3. Apparatus according to claim 1, further comprising spring means urging said stem to said first position when said first and second electromagnetic coils are de-energized.
4. Apparatus according to claim 1, further comprising a ferromagnetic armature surrounding said first and second electromagnetic coils, said armature defining stops limiting movement of said stem to said first position and to said second position, dampening washers being positioned on said stops.
5. Apparatus according to claim 2, wherein each of said first and second electromagnetic coils is so dimensioned and disposed within said unit as to be characterized by a magnetic circuit having a magnetic reluctance which is minimum when said stem reaches said first or said second position.

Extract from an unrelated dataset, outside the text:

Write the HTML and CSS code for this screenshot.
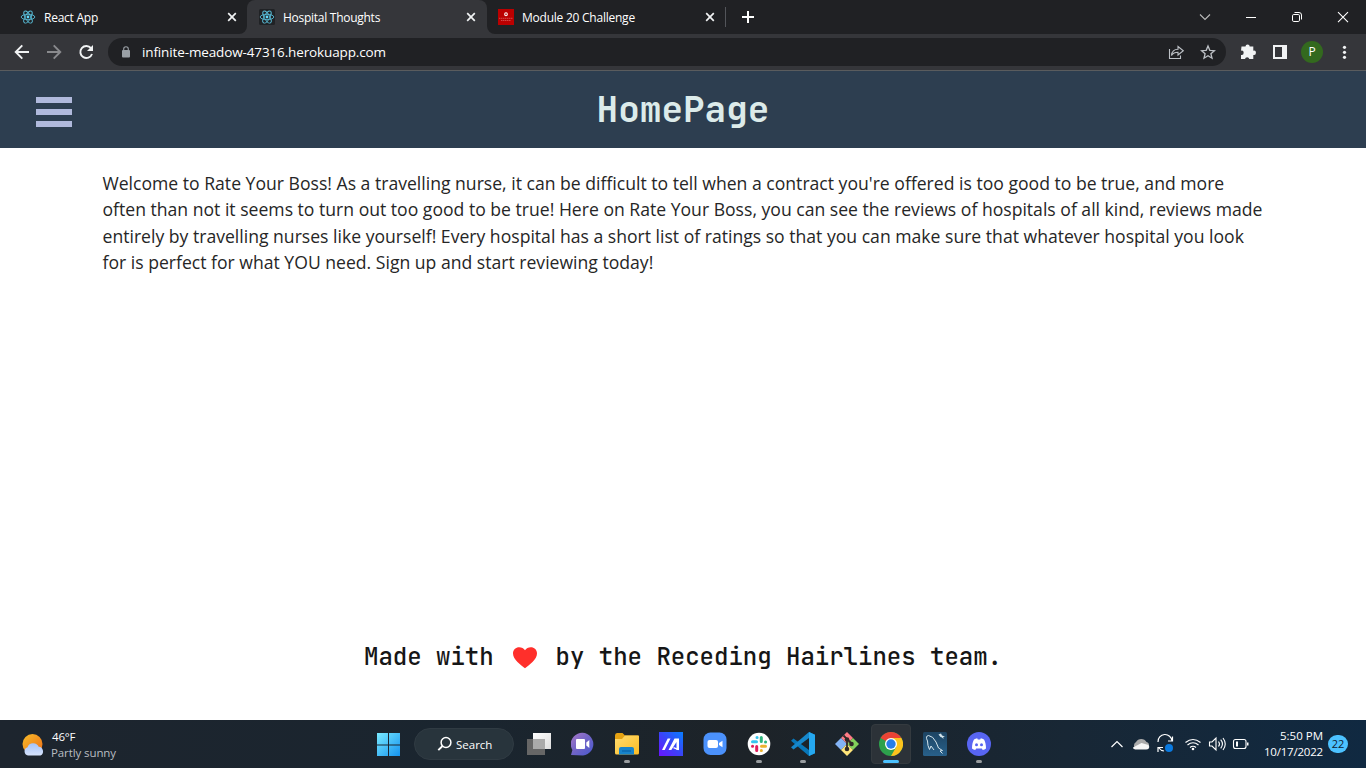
FILE: index.html
```html
<!DOCTYPE html>
<html lang="en">
<head>
<meta charset="utf-8">
<title>Hospital Thoughts</title>
<link rel="stylesheet" href="styles.css">
</head>
<body>
<svg class="defs" width="0" height="0">
  <defs>
    <symbol id="react" viewBox="0 0 16 16">
      <g fill="none" stroke="#58bcd7" stroke-width="0.9">
        <ellipse cx="8" cy="8" rx="6.8" ry="2.7"/>
        <ellipse cx="8" cy="8" rx="6.8" ry="2.7" transform="rotate(60 8 8)"/>
        <ellipse cx="8" cy="8" rx="6.8" ry="2.7" transform="rotate(120 8 8)"/>
      </g>
      <circle cx="8" cy="8" r="1.4" fill="#61dafb"/>
    </symbol>
    <symbol id="x" viewBox="0 0 10 10"><path d="M1.2 1.2l7.6 7.6M8.8 1.2L1.2 8.8" stroke="#f1f3f4" stroke-width="1.7"/></symbol>
    <linearGradient id="win" x1="0" y1="0" x2="1" y2="1"><stop offset="0" stop-color="#79eaff"/><stop offset="1" stop-color="#1492ee"/></linearGradient>
    <linearGradient id="sun" x1="0" y1="0" x2="1" y2="1"><stop offset="0" stop-color="#f8bd29"/><stop offset="1" stop-color="#ed6d18"/></linearGradient>
    <linearGradient id="cloud" x1="0" y1="0" x2="0" y2="1"><stop offset="0" stop-color="#a5c4fa"/><stop offset="1" stop-color="#d5e2fb"/></linearGradient>
    <linearGradient id="chat" x1="0" y1="0" x2="1" y2="1"><stop offset="0" stop-color="#a877c8"/><stop offset=".5" stop-color="#7064c6"/><stop offset="1" stop-color="#4859d0"/></linearGradient>
    <linearGradient id="asus" x1="0" y1="1" x2="1" y2="0"><stop offset="0" stop-color="#6a14ff"/><stop offset=".5" stop-color="#3a44f7"/><stop offset="1" stop-color="#087eff"/></linearGradient>
    <linearGradient id="fold" x1="0" y1="0" x2="1" y2="1"><stop offset="0" stop-color="#ffdc70"/><stop offset="1" stop-color="#fcbc23"/></linearGradient>
    <linearGradient id="sql" x1="0" y1="0" x2="0" y2="1"><stop offset="0" stop-color="#1d4463"/><stop offset="1" stop-color="#28608a"/></linearGradient>
    <linearGradient id="tv" x1="0" y1="0" x2="1" y2="1"><stop offset="0" stop-color="#fff"/><stop offset="1" stop-color="#ddd"/></linearGradient>
  </defs>
</svg>

<div class="tabs">
  <div class="tab">
    <svg width="16" height="16"><use href="#react"/></svg>
    <span class="tab-title t1">React App</span>
    <svg width="10" height="10"><use href="#x"/></svg>
  </div>
  <div class="tab active">
    <svg width="16" height="16"><rect width="16" height="16" rx="1.5" fill="#202225"/><use href="#react"/></svg>
    <span class="tab-title t2">Hospital Thoughts</span>
    <svg width="10" height="10"><use href="#x"/></svg>
  </div>
  <div class="tab last">
    <svg width="16" height="16" viewBox="0 0 16 16"><path fill="#b00" d="M0 0h16v16H0z"/><ellipse cx="8" cy="5.3" rx="1.3" ry="1.5" fill="none" stroke="#fff" stroke-width="1.1"/><path d="M1 9.300h14M3 11.500h10" stroke="#d66" stroke-width=".7" stroke-dasharray="1.500 .5"/></svg>
    <span class="tab-title t3">Module 20 Challenge</span>
    <svg width="10" height="10"><use href="#x"/></svg>
  </div>
  <svg class="plus" width="12" height="12" viewBox="0 0 12 12"><path d="M6 0v12M0 6h12" stroke="#fff" stroke-width="2"/></svg>
  <div class="window-controls">
    <svg width="46" height="28" viewBox="0 0 46 28"><path d="M18 11.500l5 5 5-5" fill="none" stroke="#bbb" stroke-width="1.100"/></svg>
    <svg width="46" height="28" viewBox="0 0 46 28"><path d="M18 14.500h10" stroke="#fff"/></svg>
    <svg width="46" height="28" viewBox="0 0 46 28"><g fill="none" stroke="#fff"><rect x="18.500" y="11.500" width="7" height="7" rx="1.300"/><path d="M20.500 9.500h4.500q2.500 0 2.500 2.500v4.500"/></g></svg>
    <svg width="46" height="28" viewBox="0 0 46 28"><path d="M18 9.200l10 10M28 9.200l-10 10" stroke="#fff" stroke-width="1.100"/></svg>
  </div>
</div>

<div class="toolbar">
  <svg class="nav" width="108" height="36" viewBox="0 0 108 36">
    <g fill="none" stroke-width="1.900">
      <path d="M29 18H16M22.300 11.400L15.700 18l6.600 6.600" stroke="#f1f3f4"/>
      <path d="M47 18h13M53.700 11.400l6.600 6.600-6.600 6.600" stroke="#898a8d"/>
      <path d="M91 14.200A6 6 0 1 0 92 20" stroke="#f1f3f4"/>
    </g>
    <path d="M93 11v6h-6z" fill="#f1f3f4"/>
  </svg>
  <div class="address">
    <svg width="8" height="12" viewBox="0 0 8 12"><rect y="4" width="8" height="7.500" rx="1" fill="#9aa0a6"/><path d="M1.700 5V3a2.300 2.300 0 0 1 4.600 0V5" fill="none" stroke="#9aa0a6" stroke-width="1.100"/></svg>
    <span class="url">infinite-meadow-47316.herokuapp.com</span>
    <svg class="share" width="56" height="28" viewBox="0 0 56 28" fill="none" stroke="#bdc1c6"><path d="M7.500 11v9.500h11V17.500" stroke-width="1.100"/><path d="M9.500 17.500c.4-4.200 3-6.200 6.500-6.200V8.500l5.300 4.200-5.300 4.300v-2.700c-3 0-5 .7-6.500 3.200z" stroke-width="1.100"/><path d="M46 8l1.800 4.300 4.600.4-3.500 3 1.100 4.500-4-2.400-4 2.400 1.100-4.500-3.500-3 4.600-.4z" stroke-width="1.300"/></svg>
  </div>
  <svg width="140" height="36" viewBox="0 0 140 36">
    <path d="M15.500 12.500h4a2.100 2.100 0 1 1 4.200 0h3.600v4.200a2.200 2.200 0 1 1 0 4.300v4h-4a2.200 2.200 0 0 0-4.300 0h-4v-4a2.200 2.200 0 1 0 0-4.300z" fill="#f1f3f4"/>
    <path d="M48 12h12v12H48z" fill="none" stroke="#f1f3f4" stroke-width="2"/><path d="M56 12h4v12h-4z" fill="#f1f3f4"/>
    <circle cx="86" cy="18" r="11" fill="#33691e"/><text x="86" y="22.300" text-anchor="middle" class="avatar">P</text>
    <g fill="#f1f3f4"><circle cx="118.500" cy="13.300" r="1.600"/><circle cx="118.500" cy="18.300" r="1.600"/><circle cx="118.500" cy="23.300" r="1.600"/></g>
  </svg>
</div>

<header class="header">
  <div class="burger"><i></i><i></i><i></i></div>
  <h1 class="title">HomePage</h1>
</header>

<main class="main">
  <p class="intro">Welcome to Rate Your Boss! As a travelling nurse, it can be difficult to tell when a contract you're offered is too good to be true, and more<br>often than not it seems to turn out too good to be true! Here on Rate Your Boss, you can see the reviews of hospitals of all kind, reviews made<br>entirely by travelling nurses like yourself! Every hospital has a short list of ratings so that you can make sure that whatever hospital you look<br>for is perfect for what YOU need. Sign up and start reviewing today!</p>
  <footer class="footer"><span>Made with</span><svg width="24" height="22" viewBox="0 0 24 22"><path d="M12 21.300C8 18 0 12.500 0 6.500 0 2.800 2.800.3 6.200.3 8.700.3 10.700 1.400 12 3.200 13.300 1.400 15.300.3 17.800.3 21.200.3 24 2.800 24 6.500c0 6-8 11.500-12 14.800z" fill="#ff2f2b"/></svg><span>by the Receding Hairlines team.</span></footer>
</main>

<div class="taskbar">
  <div class="weather">
    <svg width="24" height="24" viewBox="0 0 24 24"><circle cx="10.500" cy="11" r="10" fill="url(#sun)"/><path d="M6 22.500a4.300 4.300 0 0 1-.5-8.300 6 6 0 0 1 11.200-.4A4.600 4.600 0 0 1 18.500 22.500z" fill="url(#cloud)"/></svg>
    <div class="weather-text"><div class="temp">46°F</div><div class="sky">Partly sunny</div></div>
  </div>
  <svg class="start" width="24" height="24" viewBox="0 0 24 24"><path d="M1 0h11v11.500H1zM13 0h11v11.500H13zM1 12.500h11V23H1zM13 12.500h11V23H13z" fill="url(#win)"/></svg>
  <div class="search"><svg width="16" height="16" viewBox="0 0 16 16"><circle cx="9" cy="6.500" r="4.900" fill="none" stroke="#fff" stroke-width="1.500"/><path d="M5.500 10L1.300 14.200" stroke="#fff" stroke-width="1.900"/></svg><span>Search</span></div>
  <div class="apps">
    <div class="app"><svg viewBox="0 0 24 24"><path d="M6 1h18v16H6z" fill="url(#tv)"/><path d="M0 7h18v16H0z" fill="#666"/><path d="M6 7h12v10H6z" fill="#aaa"/></svg></div>
    <div class="app"><svg viewBox="0 0 24 24"><path d="M0 23l1.400-5A11.300 11.300 0 1 1 12 23.400z" fill="url(#chat)"/><rect x="5" y="7" width="9" height="10" rx="1" fill="#fff"/><path d="M15.300 10.500L18.300 8v8l-3-2.500z" fill="#fff"/></svg></div>
    <div class="app open"><svg viewBox="0 0 24 24"><path d="M0 3.500Q0 1 2 1h5.500L10 3.500h13q1 0 1 1V8H0z" fill="#e5a212"/><path d="M0 7h7l3-3.500h13q1 0 1 1v16.500q0 1.500-1.500 1.500h-21Q0 22.500 0 21z" fill="url(#fold)"/><path d="M4 22.500v-5.500q0-2 2-2h11q2 0 2 2v5.500z" fill="#1784cb"/><path d="M7 19h9" stroke="#0a65ab" stroke-width="1.300"/></svg></div>
    <div class="app"><svg viewBox="0 0 24 24"><path d="M0 0h24v24H0z" fill="url(#asus)"/><path d="M3 18L8.700 6.500h2.800L5.700 18zM9.500 18l6-11.500H20V18h-2.500V10L12.300 18z" fill="#fff"/><path d="M14.500 15.700l5 2" stroke="#fff" stroke-width="1.300"/></svg></div>
    <div class="app"><svg viewBox="0 0 24 24"><rect x=".5" y=".5" width="23" height="22.500" rx="7" fill="#4b91fb"/><rect x="4.500" y="8" width="10.500" height="8" rx="2" fill="#fff"/><path d="M16 11l3.500-2.300v6.600L16 13z" fill="#fff"/></svg></div>
    <div class="app open"><svg viewBox="0 0 24 24"><circle cx="12" cy="12" r="11.300" fill="#fff"/><g fill="none" stroke-linecap="round" stroke-width="3"><path d="M5.500 9.700h4M10 5.500h.1" stroke="#36c5f0"/><path d="M14.300 5.500v4M18.500 10h.1" stroke="#2eb67d"/><path d="M14.500 14.300h4M14.300 18.500h.1" stroke="#ecb22e"/><path d="M9.700 14.500v4M5.500 14.300h.1" stroke="#e01e5a"/></g></svg></div>
    <div class="app open"><svg viewBox="0 0 24 24"><path d="M18 0l6 2.700v18.600L18 24 0 8.700 2.500 6.500 18 18z" fill="#0877b9"/><path d="M0 15.300L18 0v6L2.500 17.500z" fill="#1687cb"/><path d="M18 0l6 2.700v18.600L18 24z" fill="#25a8f0"/></svg></div>
    <div class="app"><svg viewBox="0 0 24 24"><path d="M12 0l6 6-6 6-6-6z" fill="#ff7b85"/><path d="M6 6l6 6-6 6-6-6z" fill="#83b3f5"/><path d="M18 6l6 6-6 6-6-6z" fill="#82d15b"/><path d="M12 12l6 6-6 6-6-6z" fill="#ffe57a"/><path d="M8.500 3.500L12 7v11M12 7l5 5" fill="none" stroke="#2f2927" stroke-width="1.800"/><g fill="#2f2927"><circle cx="12" cy="7.500" r="2.300"/><circle cx="16.500" cy="12" r="2.300"/><circle cx="12" cy="17" r="2.300"/></g></svg></div>
    <div class="app current"><svg viewBox="0 0 24 24"><circle cx="12" cy="12" r="12" fill="#2da14c"/><path d="M12 12L1.600 6A12 12 0 0 1 22.400 6H12z" fill="#ea4335"/><path d="M12 6h10.400A12 12 0 0 1 12 24l5.200-9z" fill="#fcc31d"/><circle cx="12" cy="12" r="6" fill="#fff"/><circle cx="12" cy="12" r="4.700" fill="#267de9"/></svg></div>
    <div class="app"><svg viewBox="0 0 24 24"><rect width="24" height="24" rx="1.500" fill="url(#sql)"/><path d="M6.500 17.500L5 13.500l-.5-4.500Q2 4 5.500 3.500 10 4 13 10l2.500 6 4 2.500-2.500.5 2.500 2.500M6.500 17.500L8 14l3 4" fill="none" stroke="#d5e5ec" stroke-width="1"/><path d="M15.500 2.500l2 2.500 1.500.5L20.500 7l-.3-2L22 4.500l-3-1-1-2z" fill="#d5e5ec"/></svg></div>
    <div class="app open"><svg viewBox="0 0 24 24"><circle cx="12" cy="12" r="12" fill="#5865f2"/><path d="M5 16.500c0-4 .8-7 2-9 1-.7 2-1 3.200-1.200l.6 1.200h2.400l.6-1.200c1.200.2 2.200.5 3.200 1.200 1.200 2 2 5 2 9-1 .8-2 1.200-3.300 1.500l-.8-1.500H9.100L8.300 18C7 17.700 6 17.300 5 16.500z" fill="#fff"/><circle cx="9.500" cy="12.800" r="1.500" fill="#5865f2"/><circle cx="14.500" cy="12.800" r="1.500" fill="#5865f2"/></svg></div>
  </div>
  <div class="tray">
    <svg width="144" height="24" viewBox="0 0 144 24">
      <path d="M1.500 15l5.500-5.500 5.500 5.500" fill="none" stroke="#fff" stroke-width="1.200"/>
      <path d="M26 17a4 4 0 0 1 0-7 6 6 0 0 1 10.500 0A3.600 3.600 0 0 1 36 17z" fill="#aaa"/><path d="M27 17.500q-4 0-4-2l8.500-4.500q5 1 7.500 2.500 1 4-3 4z" fill="#f5f5f5"/>
      <g fill="none" stroke="#fff" stroke-width="1.200"><path d="M48 10a7 7 0 0 1 14-1M62.500 4.500V9H58M48 20v-4.500h5M49 16a7 7 0 0 0 5 3"/></g><circle cx="59" cy="16" r="4" fill="#0a7ae0"/>
      <g fill="none" stroke="#fff" stroke-width="1.200"><path d="M75.500 10.500q7.500-6 15 0M77.500 13q5.500-4.500 11 0M80 15.500q3-2.500 6 0"/></g><circle cx="83" cy="17" r="1.300" fill="#fff"/>
      <g fill="none" stroke="#fff" stroke-width="1.100"><path d="M99.500 10h2.500l4-4v12l-4-4h-2.500zM108.500 9.500q2 2.500 0 5M110.700 7.700q3.500 4.300 0 8.600M113 6q4.500 6 0 12"/><rect x="123.500" y="7.500" width="12.500" height="9" rx="2"/></g><path d="M126 9.500h2v5h-2zM137 10.500h1.500v3H137z" fill="#fff"/>
    </svg>
  </div>
  <div class="clock"><div class="time">5:50 PM</div><div class="date">10/17/2022</div></div>
  <span class="badge">22</span>
</div>
</body>
</html>
```
FILE: styles.css
```css
* { box-sizing: border-box; }
body { margin: 0; width: 1366px; height: 768px; overflow: hidden; display: flex; flex-direction: column; background: #fff; font-family: "Open Sans", sans-serif; }
svg { display: block; flex: none; }
.defs { position: absolute; }
.tabs { height: 34px; flex: none; display: flex; align-items: center; background: linear-gradient(90deg, transparent 239px, #35363a 239px, #35363a 495px, transparent 495px), #202124; color: #fff; }
.tab { width: 247px; height: 34px; padding: 0 10px 0 20px; display: flex; align-items: center; gap: 8px; font-size: 12px; background: #202124; border-radius: 0 0 8px 0; }
.tab.active { width: 240px; padding-left: 12px; padding-right: 11px; background: linear-gradient(90deg, #202124 8px, transparent 8px, transparent 232px, #202124 232px) top / 100% 8px no-repeat; border-radius: 0; position: relative; isolation: isolate; }
.tab.active::before { content: ""; position: absolute; inset: 0; z-index: -1; background: #35363a; border-radius: 8px 8px 0 0; }
.tab.last { width: 239px; padding-left: 11px; padding-right: 11px; border-radius: 0 0 0 8px; background: linear-gradient(#53555a, #53555a) right 0 top 7px / 1px 20px no-repeat, #202124; }
.tab-title { flex: 1; white-space: nowrap; }
.t1 { letter-spacing: -.25px; }
.t2 { letter-spacing: -.27px; }
.t3 { letter-spacing: -.24px; }
.plus { margin-left: 16px; }
.window-controls { margin-left: auto; display: flex; width: 184px; }
.toolbar { height: 37px; flex: none; display: flex; background: #35363a; border-bottom: 1px solid #5a5c5e; }
.address { width: 1118px; height: 28px; margin-top: 4px; border-radius: 14px; background: #202124; display: flex; align-items: center; padding: 0 8px 0 14px; color: #fff; font-size: 13.5px; }
.url { margin-left: 12px; white-space: nowrap; letter-spacing: -.13px; }
.share { margin-left: auto; }
.avatar { font: 12px "Open Sans", sans-serif; fill: #fff; }
.header { height: 77px; flex: none; background: #2d3e50; display: grid; grid-template-columns: 1fr auto 1fr; align-items: center; }
.burger { width: 36px; margin-left: 36px; margin-top: 5px; display: grid; gap: 6px; }
.burger i { height: 6px; background: #b0b9dc; }
.title { margin: 0 0 2px; color: #dcebea; font: bold 36px/48px "JetBrains Mono", "DejaVu Sans Mono", monospace; }
.main { flex: 1; display: flex; flex-direction: column; justify-content: space-between; padding: 22px 0 46px 102.5px; }
.intro { margin: 0; font-size: 17.6px; line-height: 26.4px; font-weight: 400; color: #262626; white-space: nowrap; }
.footer { display: flex; align-items: center; height: 34px; margin-left: 261.5px; color: #161616; font: 500 24px/34px "JetBrains Mono", "DejaVu Sans Mono", monospace; white-space: nowrap; }
.footer svg { margin: 2px 19px 0 19px; }
.taskbar { height: 48px; flex: none; display: flex; align-items: center; background: linear-gradient(90deg, #1d252e 0%, #1a252f 35%, #1d2328 55%, #182735 78%, #102941 100%); color: #fff; font-size: 11.5px; }
.weather { width: 376px; padding-left: 22px; display: flex; align-items: center; gap: 5px; }
.weather svg { margin-top: 2px; }
.weather-text { line-height: 16px; padding-top: 1px; }
.temp { letter-spacing: -.2px; padding-left: 1px; }
.sky { color: #b9bdc1; letter-spacing: -.1px; }
.start { margin-top: 1px; }
.search { width: 100px; height: 32px; margin-left: 14px; border-radius: 16px; background: #28343c; border: 1px solid #303b43; display: flex; align-items: center; padding-left: 22px; gap: 3px; }
.apps { display: flex; width: 484px; margin-left: 3px; }
.app { width: 44px; height: 48px; padding: 12px 10px; position: relative; }
.app svg { width: 24px; height: 24px; }
.app.open::after, .app.current::after { content: ""; position: absolute; width: 6px; height: 3px; left: 19px; top: 40px; border-radius: 2px; background: #999da0; }
.app.current::before { content: ""; position: absolute; inset: 4px 2px; border-radius: 4px; background: #2c3238; border: 1px solid #343a3f; }
.app.current svg { position: relative; }
.app.current::after { width: 16px; left: 14px; background: #4cc2ff; }
.tray { margin-left: 109px; }
.clock { width: 69px; text-align: right; line-height: 16px; white-space: nowrap; }
.date { letter-spacing: -.2px; }
.badge { width: 20px; height: 18px; margin-left: 5px; border-radius: 9px; background: #4cc2ff; color: #102030; font-size: 11px; line-height: 18px; text-align: center; }
```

The present invention concerns improvements in measuring weft feeders for fluid jet looms (air or water looms), namely in those special weft yarn feeders for looms wherein the weft yarn, wound to form a reserve on a drum held stationary, is drawn by the loom with the help of a main nozzle and is measured, during its unwinding from said drum, by counting the turns drawn. Such weft feeders comprise an electromagnetic blocking unit, having a stem which is electromagnetically controlled to contact the edge of the drum, so as to stop the yarn from unwinding by engaging the same laterally.
More specifically, the present invention concerns an electromagnetic unit to block the weft yarn in said measuring weft feeders.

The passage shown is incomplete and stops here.